Conclusion

With reference to the questions that guided this thesis, it may be concluded from the foregoing analysis that discursive formations associated with the “mother-as-teacher-of literacy” were indeed consistent with intensive mothering, domestic pedagogy, and the normal family. But the strategies that keep these discourses in place — and enable them to work as practices actively shaping literacy advice — shifted, and were often competing and contradictory. For example, guilt and fear were powerful strategies that normalized intensive mothering as a pre-requisite for children’s literacy development: Even if women did not comply with this advice by design or default, they might have felt guilty for not doing so, and afraid of the consequences for their children’s learning. The prevalence of threats and warnings in literacy advice discourses also served as dividing strategies, separating good mothers from bad, thinking citizens from problem readers.

The contradictions and silences in the advice reviewed in this and the previous chapter suggest that, regardless of its empirical base, advice to mothers about children’s literacy was about more than children’s abilities to make and share meaning from texts. Indeed, children’s reading practices were also a lens into mothering abilities, and links between mental health, family bonding, and the project of meeting the “challenges” of public education in a democracy were replete in this advice.

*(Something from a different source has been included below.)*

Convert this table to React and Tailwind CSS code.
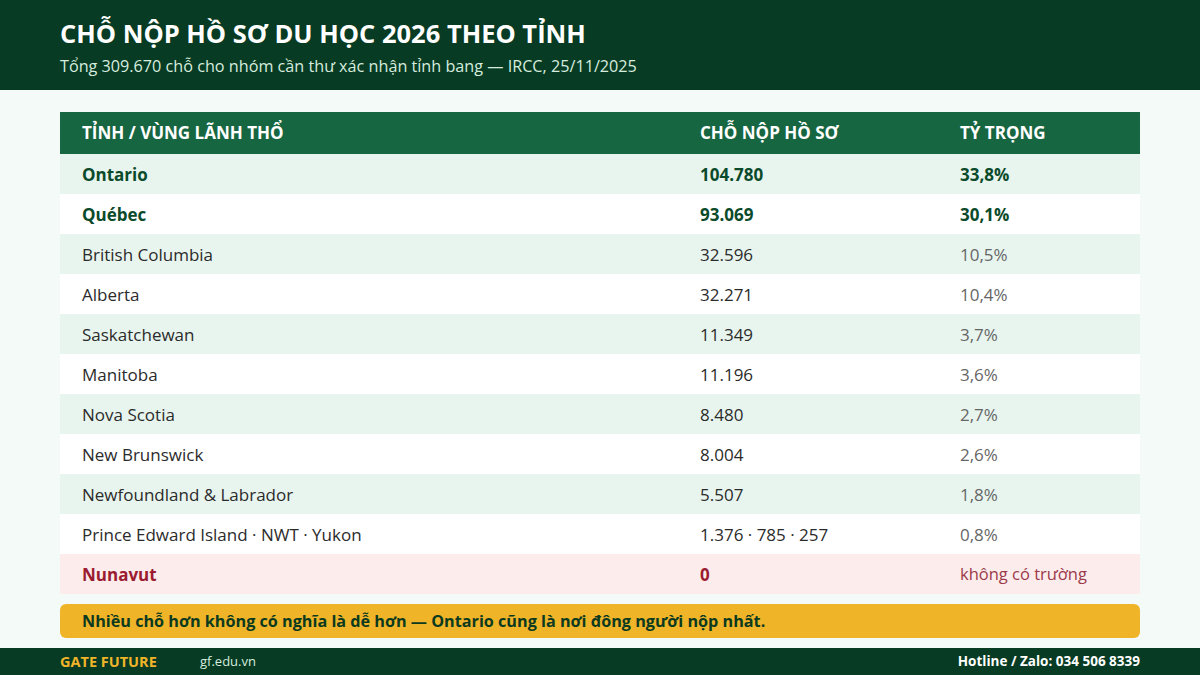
import React from 'react'

const rows = [
  { name: 'Ontario', seats: '104.780', share: '33,8%', kind: 'top' },
  { name: 'Québec', seats: '93.069', share: '30,1%', kind: 'top' },
  { name: 'British Columbia', seats: '32.596', share: '10,5%' },
  { name: 'Alberta', seats: '32.271', share: '10,4%' },
  { name: 'Saskatchewan', seats: '11.349', share: '3,7%' },
  { name: 'Manitoba', seats: '11.196', share: '3,6%' },
  { name: 'Nova Scotia', seats: '8.480', share: '2,7%' },
  { name: 'New Brunswick', seats: '8.004', share: '2,6%' },
  { name: 'Newfoundland & Labrador', seats: '5.507', share: '1,8%' },
  { name: 'Prince Edward Island · NWT · Yukon', seats: '1.376 · 785 · 257', share: '0,8%' },
  { name: 'Nunavut', seats: '0', share: 'không có trường', kind: 'none' },
]

function Row({ row, i }) {
  const bg =
    row.kind === 'none' ? 'bg-[#fcecec]' : i % 2 === 0 ? 'bg-[#e8f5ee]' : 'bg-white'
  if (row.kind === 'top') {
    return (
      <div className={`flex h-[40px] items-center pt-[1px] text-[17px] font-bold text-[#0b4a2a] ${bg}`}>
        <div className="w-[640px] pl-[22px]">{row.name}</div>
        <div className="w-[260px]">{row.seats}</div>
        <div>{row.share}</div>
      </div>
    )
  }
  if (row.kind === 'none') {
    return (
      <div className={`flex h-[40px] items-center pt-[1px] text-[17px] ${bg}`}>
        <div className="w-[640px] pl-[22px] font-bold text-[#9b1b30]">{row.name}</div>
        <div className="w-[260px] font-bold text-[#9b1b30]">{row.seats}</div>
        <div className="text-[16.5px] text-[#9b3a4a]">{row.share}</div>
      </div>
    )
  }
  return (
    <div className={`flex h-[40px] items-center pt-[1px] text-[17px] ${bg}`}>
      <div className="w-[640px] pl-[22px] text-[#2b2b2b]">{row.name}</div>
      <div className="w-[260px] text-[#2b2b2b]">{row.seats}</div>
      <div className="text-[#666666]">{row.share}</div>
    </div>
  )
}

export default function App() {
  return (
    <div className="flex h-[675px] w-[1200px] flex-col bg-[#f3faf7] font-['Open_Sans',sans-serif]">
      <div className="h-[90px] bg-[#073b23] px-[60px] pt-[14px]">
        <h1 className="text-[25.5px] font-bold leading-[38px] text-white">
          CHỖ NỘP HỒ SƠ DU HỌC 2026 THEO TỈNH
        </h1>
        <p className="mt-[2px] text-[16.2px] leading-[24px] text-[#d6ecdf]">
          Tổng 309.670 chỗ cho nhóm cần thư xác nhận tỉnh bang — IRCC, 25/11/2025
        </p>
      </div>

      <div className="flex-1 px-[60px] pt-[22px]">
        <div className="flex h-[42px] items-center bg-[#176642] text-[17px] font-bold text-white">
          <div className="w-[640px] pl-[22px]">TỈNH / VÙNG LÃNH THỔ</div>
          <div className="w-[260px]">CHỖ NỘP HỒ SƠ</div>
          <div>TỶ TRỌNG</div>
        </div>
        {rows.map((row, i) => (
          <Row key={row.name} row={row} i={i} />
        ))}
        <div className="mt-[10px] flex h-[34px] items-center rounded-[6px] bg-[#f0b429] pl-[22px] text-[16.2px] font-bold text-[#0b3a1f]">
          Nhiều chỗ hơn không có nghĩa là dễ hơn — Ontario cũng là nơi đông người nộp nhất.
        </div>
      </div>

      <div className="flex h-[27px] items-center bg-[#073b23] px-[60px]">
        <span className="w-[140px] text-[14.5px] font-bold text-[#f0b429]">GATE FUTURE</span>
        <span className="text-[13px] text-[#d6ecdf]">gf.edu.vn</span>
        <span className="ml-auto text-[13.5px] font-bold text-white">Hotline / Zalo: 034 506 8339</span>
      </div>
    </div>
  )
}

In spite of the different philosophical and theoretical positions, and the different roles for mothers that advice suggested, there is also continuity in literacy advice from the Nineteenth and earlier Twentieth Centuries into the 1960s. This advice normalized mothers as responsible for their children’s literacy skills, and assumed the “normal family” as a necessary setting for domestic pedagogy, however defined, to occur. Moreover, although the increased emphasis placed upon domestic pedagogy in the 1950s, in particular, signaled recognition that women’s domestic literacy work in the home had a public impact, there was virtual silence surrounding women’s experiences of this work and the social context in which that work took place. While the official goals of mainstream literacy advice were to contribute to democracy by creating “thinking citizens,” and “intelligent, well-balanced men and women,” its effects were to normalize and promote the status of the habitus of middle-class, Anglo-Saxon families. In this way, the “reading culture crisis” became the “problem of the non-readers.” As Gleason (1999) noted, it was the deviation of immigrant, working-class, single parent, Aboriginal and African-Canadian families from the ideals of the normal family and from the practices of intensive mothering, that labeled them “problem families” and children from these families would be labeled as “problem children” largely because they were not deemed appropriately “ready to read.”